Men more likely to struggle with emotional support
A new study has shown that men are twice as likely to have no one to go to for emotional support, compared to their female counterparts.
Men are twice as likely to struggle with emotional support because they have no one to rely on, a new study from mental health charity Mind has suggested.
The research found that one in ten men have no one to rely on for emotional support, compared to one in 20 women. This could put them at risk of developing mental health problems, as well as finding it much more difficult to cope with any issues they have to face.
Mental health problems are always a significant concern for men as they are much less likely to get help and support than their female counterparts.
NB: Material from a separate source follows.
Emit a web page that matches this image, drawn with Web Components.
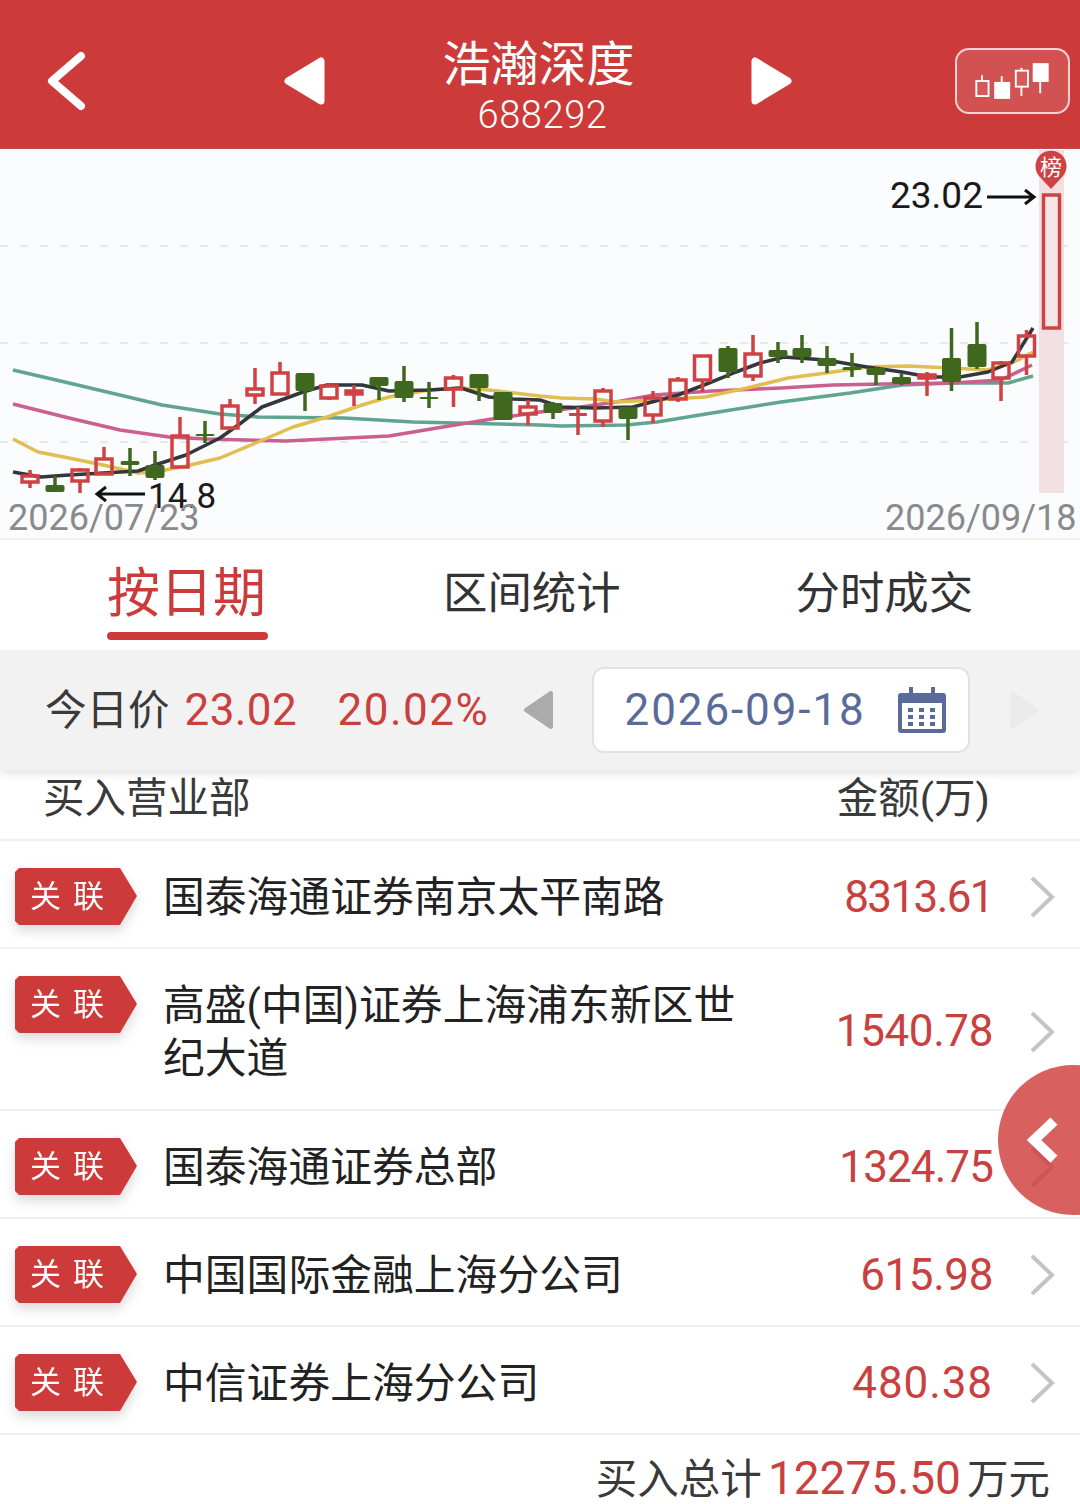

It is particularly worrying in situations where they may be isolated, such as growing older or suffering a bereavement, as this can often lead to developing problems with mental health and wellbeing.
According to the study, half of men feel uncomfortable when talking about their emotions, compared to 42 per cent of women.
It also found that men are more likely to rely on their partner for support, while their female counterparts were more willing to talk to family and friends.
Although talking about problems, especially mental health problems, is one of the best ways to deal with them, nearly half of those surveyed (47 per cent) said they feel uncomfortable discussing emotions with their loved ones.
However, the research revealed that men were far more likely to struggle with this than women, with 52 per cent of male respondents admitting to feeling uneasy about this topic, compared to just 42 per cent of women.
Paul Farmer, chief executive of Mind, said: “We know that sometimes life can be tough when it feels like you’ve got no one there for you who understands. This is particularly true when you experience a mental health problem, which is why we’ve set-up Side by Side to explore the power of peer support."
Side by Side is a programme created in collaboration with Bipolar UK and Depression Alliance. A two-year scheme it looks at the benefits of peer support and how people with mental health problems react to sharing conversations with others they have something in common with.
"Peer support provides a fantastic opportunity to use difficult experiences as an asset to support and be supported by other people who have experienced mental health problems," Mr Farmer stated.
The programme highlights the importance of creating a community, especially for elderly people who may become isolated, to prevent and better manage mental health problems.